Was Thursday the end of the Thunder U mentality?
AP Photo

OK, probably not. But it could feel that way for at least a few days. And what is sports media if not a place for quick reactions and overreactions? Hear me out, though. I think there’s at least a chance that Thursday’s trade of Jeff Green could end up killing off a little of Oklahoma City’s family-oriented, Thunder U mentality.

I don’t pretend to know what Kevin Durant or Russell Westbrook or anyone else thinks. But I’m pretty sure I know how I would react in this situation if I was in my early 20s.

I’d roll my eyes, at least for awhile, whenever Sam Presti or Scott Brooks or anyone else mentioned how the team is a “family” that grows together. “Well I guess Jeff wasn’t a part of the family then, huh? I guess we only grow together until you trade one of us away, huh?”
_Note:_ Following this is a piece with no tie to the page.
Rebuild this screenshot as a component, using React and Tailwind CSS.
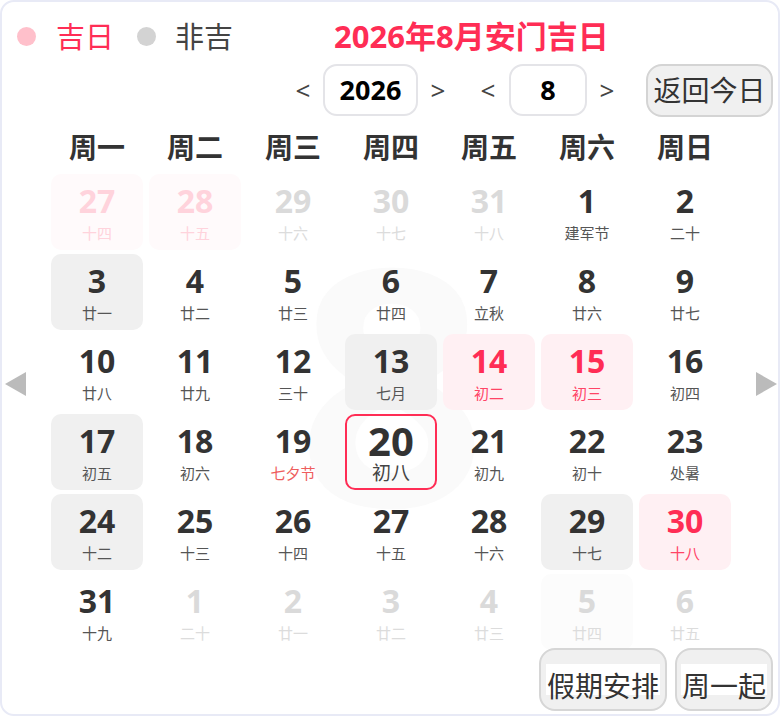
import React from "react";

const RED = "text-[#ff2d55]";

const days = [
  { n: 27, l: "十四", kind: "prevLucky" },
  { n: 28, l: "十五", kind: "prevLucky" },
  { n: 29, l: "十六", kind: "other" },
  { n: 30, l: "十七", kind: "other" },
  { n: 31, l: "十八", kind: "other" },
  { n: 1, l: "建军节" },
  { n: 2, l: "二十" },
  { n: 3, l: "廿一", kind: "gray" },
  { n: 4, l: "廿二" },
  { n: 5, l: "廿三" },
  { n: 6, l: "廿四" },
  { n: 7, l: "立秋" },
  { n: 8, l: "廿六" },
  { n: 9, l: "廿七" },
  { n: 10, l: "廿八" },
  { n: 11, l: "廿九" },
  { n: 12, l: "三十" },
  { n: 13, l: "七月", kind: "gray" },
  { n: 14, l: "初二", kind: "lucky" },
  { n: 15, l: "初三", kind: "lucky" },
  { n: 16, l: "初四" },
  { n: 17, l: "初五", kind: "gray" },
  { n: 18, l: "初六" },
  { n: 19, l: "七夕节", kind: "festival" },
  { n: 20, l: "初八", kind: "today" },
  { n: 21, l: "初九" },
  { n: 22, l: "初十" },
  { n: 23, l: "处暑" },
  { n: 24, l: "十二", kind: "gray" },
  { n: 25, l: "十三" },
  { n: 26, l: "十四" },
  { n: 27, l: "十五" },
  { n: 28, l: "十六" },
  { n: 29, l: "十七", kind: "gray" },
  { n: 30, l: "十八", kind: "lucky" },
  { n: 31, l: "十九" },
  { n: 1, l: "二十", kind: "other" },
  { n: 2, l: "廿一", kind: "other" },
  { n: 3, l: "廿二", kind: "other" },
  { n: 4, l: "廿三", kind: "other" },
  { n: 5, l: "廿四", kind: "nextGray" },
  { n: 6, l: "廿五", kind: "other" },
];

const weekdays = ["周一", "周二", "周三", "周四", "周五", "周六", "周日"];

function DayCell({ d }) {
  let box = "border-transparent";
  let num = "text-[#333]";
  let lunar = "text-[#555]";
  if (d.kind === "gray") box = "border-transparent bg-[#f0f0f0]";
  if (d.kind === "nextGray") {
    box = "border-transparent bg-[#fcfcfc]";
    num = "text-[#dadada]";
    lunar = "text-[#dcdcdc]";
  }
  if (d.kind === "lucky") {
    box = "border-transparent bg-[#fff0f3]";
    num = RED;
    lunar = "text-[#ff4466]";
  }
  if (d.kind === "prevLucky") {
    box = "border-transparent bg-[#fffafb]";
    num = "text-[#ffd3dc]";
    lunar = "text-[#ffd3dc]";
  }
  if (d.kind === "other") {
    num = "text-[#dadada]";
    lunar = "text-[#dcdcdc]";
  }
  if (d.kind === "festival") lunar = "text-[#ee5d5d]";

  if (d.kind === "today") {
    return (
      <div className="h-[76px] rounded-[10px] border-2 border-[#ff2d55] flex flex-col items-center">
        <span className="mt-[3px] text-[40px] leading-[44px] font-bold text-[#333]">{d.n}</span>
        <span className="-mt-[1px] text-[19px] leading-[22px] text-[#444]">{d.l}</span>
      </div>
    );
  }

  return (
    <div className={`h-[76px] rounded-[10px] border-2 flex flex-col items-center ${box}`}>
      <span className={`mt-[7px] text-[32px] leading-[36px] font-bold ${num}`}>{d.n}</span>
      <span className={`mt-[4px] text-[15px] leading-[20px] ${lunar}`}>{d.l}</span>
    </div>
  );
}

export default function App() {
  return (
    <div
      className="relative w-[780px] h-[716px] bg-white border-2 border-[#e8eaf6] rounded-[14px] overflow-hidden"
      style={{ fontFamily: '"Noto Sans", "Noto Sans CJK SC", sans-serif' }}
    >
      {/* watermark month */}
      <div className="absolute left-[4px] right-0 top-[186px] flex justify-center pointer-events-none">
        <span className="text-[330px] leading-[380px] font-bold text-[#fafafa]">8</span>
      </div>

      <div className="relative">
        {/* legend + title */}
        <div className="flex items-center h-[48px] mt-[10px] pl-[15px]">
          <span className="w-[19px] h-[19px] rounded-full bg-[#ffc0cb]" />
          <span className={`ml-[20px] text-[29px] leading-none ${RED}`}>吉日</span>
          <span className="ml-[23px] w-[19px] h-[19px] rounded-full bg-[#d3d3d3]" />
          <span className="ml-[19px] text-[29px] leading-none text-[#444]">非吉</span>
          <span className={`ml-[101px] text-[31px] leading-none font-bold ${RED}`}>2026年8月安门吉日</span>
        </div>

        {/* selectors */}
        <div className="flex items-center justify-end h-[52px] mt-[4px] pr-[5px]">
          <span className="w-[30px] text-center text-[26px] text-[#444]">&lt;</span>
          <div className="ml-[5px] w-[95px] h-[52px] rounded-[14px] border-2 border-[#e4e4e8] flex items-center justify-center text-[27px] font-bold text-black">
            2026
          </div>
          <span className="ml-[5px] w-[30px] text-center text-[26px] text-[#444]">&gt;</span>
          <span className="ml-[20px] w-[30px] text-center text-[26px] text-[#444]">&lt;</span>
          <div className="ml-[6px] w-[78px] h-[52px] rounded-[14px] border-2 border-[#e4e4e8] flex items-center justify-center text-[27px] font-bold text-black">
            8
          </div>
          <span className="ml-[5px] w-[30px] text-center text-[26px] text-[#444]">&gt;</span>
          <button className="ml-[24px] w-[127px] h-[53px] rounded-[16px] border-2 border-[#d4d4d4] bg-[#f0f0f0] text-[28px] text-[#333] flex items-center justify-center">
            返回今日
          </button>
        </div>

        {/* weekdays */}
        <div className="grid grid-cols-7 gap-x-[6px] h-[54px] mt-[4px] pl-[49px] w-[729px] items-center">
          {weekdays.map((w) => (
            <div key={w} className="text-center text-[28px] font-bold text-[#333]">
              {w}
            </div>
          ))}
        </div>

        {/* days */}
        <div className="grid grid-cols-7 gap-x-[6px] gap-y-[4px] pl-[49px] w-[729px]">
          {days.map((d, i) => (
            <DayCell key={i} d={d} />
          ))}
        </div>

        {/* bottom buttons */}
        <div className="flex justify-end gap-[8px] pr-[5px] -mt-[2px]">
          <button className="w-[128px] h-[63px] rounded-[16px] border-2 border-[#d6d6d6] bg-[#f0f0f0] text-[28px] text-[#333] flex justify-center pt-[14px]">
            <span className="inline-block bg-white h-[31px] leading-[44px] px-[1px]">假期安排</span>
          </button>
          <button className="w-[98px] h-[63px] rounded-[16px] border-2 border-[#d6d6d6] bg-[#f0f0f0] text-[28px] text-[#333] flex justify-center pt-[14px]">
            <span className="inline-block bg-white h-[31px] leading-[44px] px-[1px]">周一起</span>
          </button>
        </div>
      </div>

      {/* side arrows */}
      <div className="absolute left-[3px] top-[370px] w-0 h-0 border-y-[12px] border-y-transparent border-r-[21px] border-r-[#bbbbbb]" />
      <div className="absolute right-[1px] top-[370px] w-0 h-0 border-y-[12px] border-y-transparent border-l-[21px] border-l-[#bbbbbb]" />
    </div>
  );
}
We got an inkling into how some members of the team are feeling with some tweets Thursday by a few of the players. At least for now, it seems like they’re taking it pretty hard. And I know that’s how I would have felt too if one of my good friends at that age was taken away from me under circumstances beyond my control, and especially if those circumstances were under the control of an authority figure whom I trusted.

It’s a hard comparison to make, sure, because it’s not like any of my college friends could have been traded away. Those that left did so under circumstances that they did or could have controlled, like transferring or not making the grades or something like that. But still. Your teens and early 20s are when you make the strongest bonds of friendship in your life. And Durant and Green were rookies together and had spent their entire professional lives together on Thursday, with Westbrook coming just a year later. James Harden, Eric Maynor, Serge Ibaka and others seemed to slide right into the group and become fast friends. Durant calls his teammates his Thunder brothers for a reason.[quote]

Without a doubt, for all of them Thursday was the biggest “this is a business” shock of their young professional lives. Sure, they were close with guys like Kyle Weaver, but ultimately they know what could and does happen to guys at the end of the roster. But I suspect that even though they all also know that nearly everyone is subject to a trade like what went down Thursday, few really thought Green would get traded, especially when nothing had gone down until that close to the deadline. Just like most Thunder fans thought that if Green left at all, he was most likely to do so of his own volition as a free agent at the end of the year, the players might have been just as inclined to think so as well.

So the worry for Thunder fans, even though Durant is locked up for the foreseeable future and Westbrook will probably follow suit this summer, is that Thursday could be a big step in a process that we see happening to many athletes across the country but had hoped it was something to which they were immune: the way so many pro athletes become jaded and scarred by the business as time goes on. If the Thunder doesn’t somehow rise to championship contention over the life of their contracts, could the team’s biggest stars use this moment among other factors as justification for leaving someday? “I used to think I owed it to this team and this town to stay here for the long haul and fight for the championship. But where was the loyalty when they traded my friend? Maybe the grass is greener elsewhere.”

It’s dangerous to assume what someone else is thinking, especially when you don’t have the chance to really pick their brain. But again, I just know what I would be thinking if I were their age and in their shoes. And one thing I know for sure, having gone through tough times at that age and at others, like most folks, is that painful memories do get less painful as time passes. They’ll feel better next week than they do this week.

And, of course, a couple of playoff round victories could make a lot of people feel a lot better. Like maybe Kendrick Perkins, who was a little upset at being traded himself. Winning cures just about everything in sports. If the Thunder, as now constituted, can make some serious noise in the playoffs this year, maybe Perkins sticks around and this team could make a real run at things. And maybe KD, Westbrook and the gang feel a lot better about the situation. Maybe Thunder U would be here to stay after all.